Les deux guerres commerciales sont similaires. À l’époque, comme aujourd’hui, le gouvernement américain cherchait à garantir la suprématie économique de l’Amérique, un programme qui a reçu un fort soutien populaire dans tout le spectre politique, malgré d’importantes pertes nettes pour les consommateurs et les entreprises américaines. Les droits de douane imposés par les États-Unis dans les deux cas ont violé les règles internationales fixées par l’Accord général sur les tarifs douaniers et le commerce et son successeur, l’Organisation mondiale du commerce. Même la rhétorique politique récente contre la Chine, qui met en garde contre un futur conflit militaire dans le détroit de Taiwan, fait écho à la dénonciation du Japon des années 1980, qui rappelait souvent la Seconde Guerre mondiale.


Mais il existe des différences importantes entre les deux cas. Le Japon dépendait entièrement des États-Unis pour sa défense militaire dans les années 1980. Les dirigeants politiques américains étaient donc convaincus que toute campagne de pression – raisonnable ou non – finirait par réussir.
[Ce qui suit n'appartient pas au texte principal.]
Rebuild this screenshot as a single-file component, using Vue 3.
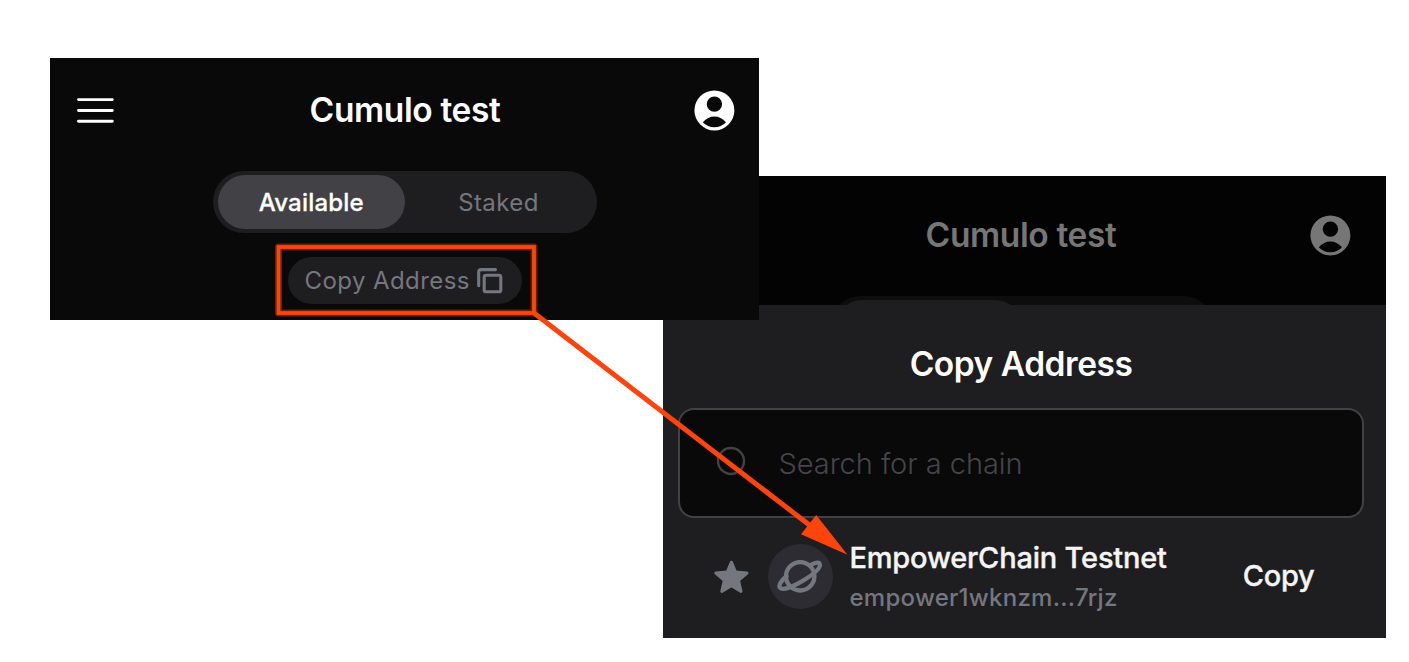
<script setup>
const tabs = ['Available', 'Staked']
const chain = { name: 'EmpowerChain Testnet', address: 'empower1wknzm...7rjz' }
</script>

<template>
  <main class="canvas">
    <section class="panel sheet-panel">
      <header class="header">
        <h1 class="title">Cumulo test</h1>
        <svg class="account" viewBox="-.4 -.4 41 41">
          <path fill="currentColor" fill-rule="evenodd" d="M20 0a20 20 0 1 1 0 40a20 20 0 0 1 0-40zM20 6a7.7 7.7 0 1 0 0 15.4a7.7 7.7 0 0 0 0-15.4zM8.4 31.8Q13.2 36.9 20 36.9Q26.8 36.9 31.6 31.8Q26.4 26 20 26Q13.6 26 8.4 31.8z" />
        </svg>
      </header>
      <div class="tabs tabs-dim"><span class="tab active"></span></div>
      <div class="sheet">
        <h2 class="sheet-title">Copy Address</h2>
        <div class="search">
          <svg class="lens" viewBox="0 0 30 30"><circle cx="15" cy="15" r="13" /></svg>
          <span class="placeholder">Search for a chain</span>
        </div>
        <div class="row">
          <svg class="star" viewBox="0 0 36 36">
            <path d="M18.4 3.2L22.6 13L34 14L25.5 21.3L28 32.4L18.4 26.8L8.8 32.4L11.3 21.3L2.8 14L14.2 13Z" />
          </svg>
          <span class="avatar">
            <svg class="planet" viewBox="0 0 48 36">
              <circle cx="23.2" cy="17.3" r="14.2" />
              <path d="M33.9 5.9C39 3.1 42.7 2.7 42.9 5.9C43.1 9.7 37 14.9 26.5 21.3C16 27.7 5.5 31.7 2.9 28.7C1.1 26.3 4.5 21.3 9.5 17.3" />
            </svg>
          </span>
          <div class="details">
            <span class="name">{{ chain.name }}</span>
            <span class="address">{{ chain.address }}</span>
          </div>
          <span class="copy">Copy</span>
        </div>
      </div>
    </section>

    <section class="panel wallet-panel">
      <header class="header">
        <svg class="menu" viewBox="0 0 38 28"><path d="M2.5 2.6H36.3M2.5 13.5H36.3M2.5 24.3H36.3" /></svg>
        <h1 class="title">Cumulo test</h1>
        <svg class="account" viewBox="-.4 -.4 41 41">
          <path fill="currentColor" fill-rule="evenodd" d="M20 0a20 20 0 1 1 0 40a20 20 0 0 1 0-40zM20 6a7.7 7.7 0 1 0 0 15.4a7.7 7.7 0 0 0 0-15.4zM8.4 31.8Q13.2 36.9 20 36.9Q26.8 36.9 31.6 31.8Q26.4 26 20 26Q13.6 26 8.4 31.8z" />
        </svg>
      </header>
      <div class="tabs">
        <span v-for="(tab, i) in tabs" :key="tab" class="tab" :class="{ active: i === 0 }">{{ tab }}</span>
      </div>
      <div class="copy-pill">
        <span class="pill-text">Copy Address</span>
        <svg class="copy-icon" viewBox="0 0 26 26">
          <rect x="7.2" y="7.2" width="16.6" height="16.6" rx="1.8" />
          <path d="M1.7 17.8V4Q1.7 1.6 4.1 1.6H18.5" />
        </svg>
      </div>
    </section>

    <svg class="annotation" viewBox="0 0 1409 662">
      <rect class="halo" x="278.5" y="247" width="255.5" height="66" />
      <rect class="frame" x="278.5" y="247" width="255.5" height="66" />
      <path class="line" d="M534 313L812 527" />
      <path class="head" d="M847.5 554.7L816.2 515L801 534.3Z" />
    </svg>
  </main>
</template>

<style>
body { margin: 0; background: #fff; }
</style>

<style scoped>
.canvas { position: relative; width: 1409px; height: 662px; overflow: hidden; background: #fff; font-family: Inter, "Liberation Sans", sans-serif; white-space: nowrap; }
.panel { position: absolute; box-sizing: border-box; overflow: hidden; display: flex; flex-direction: column; align-items: center; }
.wallet-panel { left: 50px; top: 58px; width: 709px; height: 262px; background: #090909; color: #fff; }
.sheet-panel { left: 663px; top: 176px; width: 723px; height: 462px; background: #030303; color: #767676; }
.header { width: 100%; height: 104px; box-sizing: border-box; padding: 1px 24px 0 26px; display: grid; grid-template-columns: 40px 1fr 41px; align-items: center; flex: none; }
.sheet-panel .header { height: 120px; padding: 0 35px 1px 29px; }
.title { grid-column: 2; margin: 0 0 2px; text-align: center; font-size: 33.5px; line-height: 40px; font-weight: 600; letter-spacing: -.38px; }
.account { grid-column: 3; width: 41px; height: 41px; }
.menu { width: 38px; height: 28px; fill: none; stroke: #fff; stroke-width: 2.9; stroke-linecap: round; }
.tabs { flex: none; box-sizing: border-box; width: 384px; height: 62px; margin-top: 9px; padding: 4px 5px; border-radius: 31px; background: #1e1e20; display: flex; }
.tab { width: 187px; height: 54px; border-radius: 27px; line-height: 55px; text-align: center; text-indent: 1px; font-size: 24px; letter-spacing: .4px; color: #75777f; }
.tab.active { background: #424146; color: #fff; font-weight: 500; letter-spacing: .2px; text-indent: .5px; -webkit-text-stroke: .3px currentColor; }
.tabs-dim { margin-top: 0; margin-right: 5px; background: #0d0d0d; }
.tabs-dim .active { background: #1e1e20; }
.copy-pill { flex: none; box-sizing: border-box; width: 234px; height: 47px; margin-top: 24px; padding: 0 19px 0 17px; border-radius: 24px; background: #1e1e20; display: flex; align-items: center; justify-content: space-between; }
.pill-text { color: #75777f; font-size: 24px; letter-spacing: .42px; }
.copy-icon { width: 26px; height: 26px; fill: none; stroke: #75777f; stroke-width: 3.1; stroke-linecap: round; }
.sheet { position: relative; flex: none; box-sizing: border-box; width: 723px; height: 333px; margin-top: -53px; padding: 39px 22px 0 15px; background: #1e1e20; color: #fff; }
.sheet-title { margin: 0; line-height: 40px; font-size: 33.5px; font-weight: 600; letter-spacing: -.47px; text-align: center; }
.search { box-sizing: border-box; width: 686px; height: 110px; margin-top: 24px; padding-left: 36px; border: 2px solid #424146; border-radius: 16px; background: #090909; display: flex; align-items: center; gap: 32.5px; }
.lens { width: 30px; height: 30px; margin-bottom: 4px; fill: none; stroke: #424146; stroke-width: 2.4; }
.placeholder { color: #46454a; font-size: 29px; font-weight: 300; letter-spacing: -.05px; }
.row { height: 117px; display: flex; align-items: center; padding: 0 35px; }
.star { width: 36px; height: 36px; fill: #75777f; stroke: #75777f; stroke-width: 3; stroke-linejoin: round; }
.avatar { width: 65px; height: 65px; margin-left: 19px; border-radius: 50%; background: #2d2c32; display: flex; align-items: center; justify-content: center; }
.planet { width: 48px; height: 36px; fill: none; stroke: #75777f; stroke-width: 4.3; stroke-linecap: round; }
.details { margin-left: 16.5px; padding-top: 2px; display: flex; flex-direction: column; }
.name { font-size: 29px; line-height: 40px; font-weight: 500; letter-spacing: -.2px; color: #f5f5f6; -webkit-text-stroke: .35px currentColor; }
.address { font-size: 24px; line-height: 40px; font-weight: 500; letter-spacing: .27px; color: #75777f; }
.copy { margin-left: auto; margin-right: 14.5px; padding-bottom: 2px; font-size: 29px; font-weight: 500; letter-spacing: -.3px; color: #f5f5f6; -webkit-text-stroke: .35px currentColor; }
.annotation { position: absolute; inset: 0; width: 1409px; height: 662px; fill: none; stroke: #fc440c; }
.halo { stroke-width: 7; stroke-opacity: .4; stroke-linejoin: round; }
.frame { stroke-width: 3.8; }
.line { stroke-width: 5; }
.head { fill: #fc440c; stroke: none; }
</style>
Rien de tel n’est garanti avec la Chine.


La capacité de la Chine à répondre aux demandes américaines est également limitée par ses préoccupations intérieures. En 1990, le revenu par habitant au Japon et aux États-Unis était à un niveau similaire, alors que le revenu par habitant chinois est bien inférieur, se situant actuellement autour de 17 % du niveau américain. Le gouvernement chinois a investi massivement pour faire entrer sa population dans la classe moyenne et s’établir comme un leader mondial dans les secteurs de haute technologie, ce qui limitera sa marge de manœuvre.


En cette période d’incertitude politique majeure, une chose est claire : le gouvernement américain maintiendra sa position agressive envers la Chine, une politique qui, comme avec le Japon dans les années 1980, bénéficie du soutien bipartisan. Mais si le Japon a cédé à la plupart des demandes américaines, la Chine pourrait ne pas être disposée ou capable de se montrer aussi obligeante. Les dirigeants chinois et américains devront reconnaître les objectifs et les limites de chacun s’ils veulent éviter d’énormes pertes économiques pour leurs peuples.